SUPPLIED MATERIAL:
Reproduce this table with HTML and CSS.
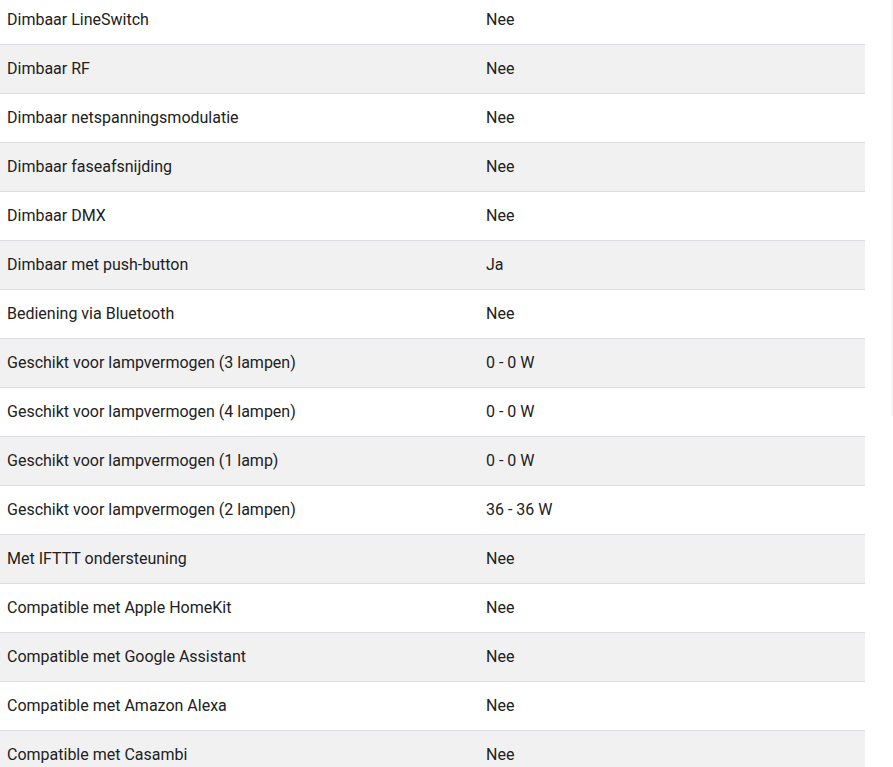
FILE: index.html
```html
<!DOCTYPE html>
<html lang="nl">
<head>
<meta charset="utf-8">
<title>Specificaties</title>
<link rel="stylesheet" href="styles.css">
</head>
<body>
<div class="page">
  <table class="specs">
    <tbody>
      <tr><td class="label">Dimbaar LineSwitch</td><td class="value">Nee</td></tr>
      <tr><td class="label">Dimbaar RF</td><td class="value">Nee</td></tr>
      <tr><td class="label">Dimbaar netspanningsmodulatie</td><td class="value">Nee</td></tr>
      <tr><td class="label">Dimbaar faseafsnijding</td><td class="value">Nee</td></tr>
      <tr><td class="label">Dimbaar DMX</td><td class="value">Nee</td></tr>
      <tr><td class="label">Dimbaar met push-button</td><td class="value">Ja</td></tr>
      <tr><td class="label">Bediening via Bluetooth</td><td class="value">Nee</td></tr>
      <tr><td class="label">Geschikt voor lampvermogen (3 lampen)</td><td class="value">0 - 0 W</td></tr>
      <tr><td class="label">Geschikt voor lampvermogen (4 lampen)</td><td class="value">0 - 0 W</td></tr>
      <tr><td class="label">Geschikt voor lampvermogen (1 lamp)</td><td class="value">0 - 0 W</td></tr>
      <tr><td class="label">Geschikt voor lampvermogen (2 lampen)</td><td class="value">36 - 36 W</td></tr>
      <tr><td class="label">Met IFTTT ondersteuning</td><td class="value">Nee</td></tr>
      <tr><td class="label">Compatible met Apple HomeKit</td><td class="value">Nee</td></tr>
      <tr><td class="label">Compatible met Google Assistant</td><td class="value">Nee</td></tr>
      <tr><td class="label">Compatible met Amazon Alexa</td><td class="value">Nee</td></tr>
      <tr><td class="label">Compatible met Casambi</td><td class="value">Nee</td></tr>
    </tbody>
  </table>
  <div class="edge"></div>
</div>
</body>
</html>
```
FILE: styles.css
```css
html, body {
  margin: 0;
  padding: 0;
  background: #ffffff;
  overflow: hidden;
}
body {
  font-family: Roboto, "Liberation Sans", Arial, sans-serif;
  font-size: 16px;
  color: #212121;
}
.page {
  position: relative;
  width: 893px;
  height: 767px;
  overflow: hidden;
}
.specs {
  width: 865px;
  border-collapse: collapse;
  margin-top: -5px;
  table-layout: fixed;
}
.specs tr {
  border-bottom: 1px solid #dcdce2;
}
.specs tr:nth-child(even) {
  background: #f1f1f1;
}
.specs td {
  height: 49px;
  padding: 1px 7px 0;
  vertical-align: middle;
  line-height: 20px;
  box-sizing: border-box;
}
.specs td.label {
  width: 479px;
}
.edge {
  position: absolute;
  top: 0;
  left: 891px;
  width: 2px;
  height: 416px;
  background: #f6f6f6;
}
```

WORK TO COMPLETE: Each line of the material must be retyped exactly, except that images are omitted.

WRITTEN RESPONSE:
Reproduce this table with HTML and CSS.
FILE: index.html
```html
<!DOCTYPE html>
<html lang="nl">
<head>
<meta charset="utf-8">
<title>Specificaties</title>
<link rel="stylesheet" href="styles.css">
</head>
<body>
<div class="page">
  <table class="specs">
    <tbody>
      <tr><td class="label">Dimbaar LineSwitch</td><td class="value">Nee</td></tr>
      <tr><td class="label">Dimbaar RF</td><td class="value">Nee</td></tr>
      <tr><td class="label">Dimbaar netspanningsmodulatie</td><td class="value">Nee</td></tr>
      <tr><td class="label">Dimbaar faseafsnijding</td><td class="value">Nee</td></tr>
      <tr><td class="label">Dimbaar DMX</td><td class="value">Nee</td></tr>
      <tr><td class="label">Dimbaar met push-button</td><td class="value">Ja</td></tr>
      <tr><td class="label">Bediening via Bluetooth</td><td class="value">Nee</td></tr>
      <tr><td class="label">Geschikt voor lampvermogen (3 lampen)</td><td class="value">0 - 0 W</td></tr>
      <tr><td class="label">Geschikt voor lampvermogen (4 lampen)</td><td class="value">0 - 0 W</td></tr>
      <tr><td class="label">Geschikt voor lampvermogen (1 lamp)</td><td class="value">0 - 0 W</td></tr>
      <tr><td class="label">Geschikt voor lampvermogen (2 lampen)</td><td class="value">36 - 36 W</td></tr>
      <tr><td class="label">Met IFTTT ondersteuning</td><td class="value">Nee</td></tr>
      <tr><td class="label">Compatible met Apple HomeKit</td><td class="value">Nee</td></tr>
      <tr><td class="label">Compatible met Google Assistant</td><td class="value">Nee</td></tr>
      <tr><td class="label">Compatible met Amazon Alexa</td><td class="value">Nee</td></tr>
      <tr><td class="label">Compatible met Casambi</td><td class="value">Nee</td></tr>
    </tbody>
  </table>
  <div class="edge"></div>
</div>
</body>
</html>
```
FILE: styles.css
```css
html, body {
  margin: 0;
  padding: 0;
  background: #ffffff;
  overflow: hidden;
}
body {
  font-family: Roboto, "Liberation Sans", Arial, sans-serif;
  font-size: 16px;
  color: #212121;
}
.page {
  position: relative;
  width: 893px;
  height: 767px;
  overflow: hidden;
}
.specs {
  width: 865px;
  border-collapse: collapse;
  margin-top: -5px;
  table-layout: fixed;
}
.specs tr {
  border-bottom: 1px solid #dcdce2;
}
.specs tr:nth-child(even) {
  background: #f1f1f1;
}
.specs td {
  height: 49px;
  padding: 1px 7px 0;
  vertical-align: middle;
  line-height: 20px;
  box-sizing: border-box;
}
.specs td.label {
  width: 479px;
}
.edge {
  position: absolute;
  top: 0;
  left: 891px;
  width: 2px;
  height: 416px;
  background: #f6f6f6;
}
```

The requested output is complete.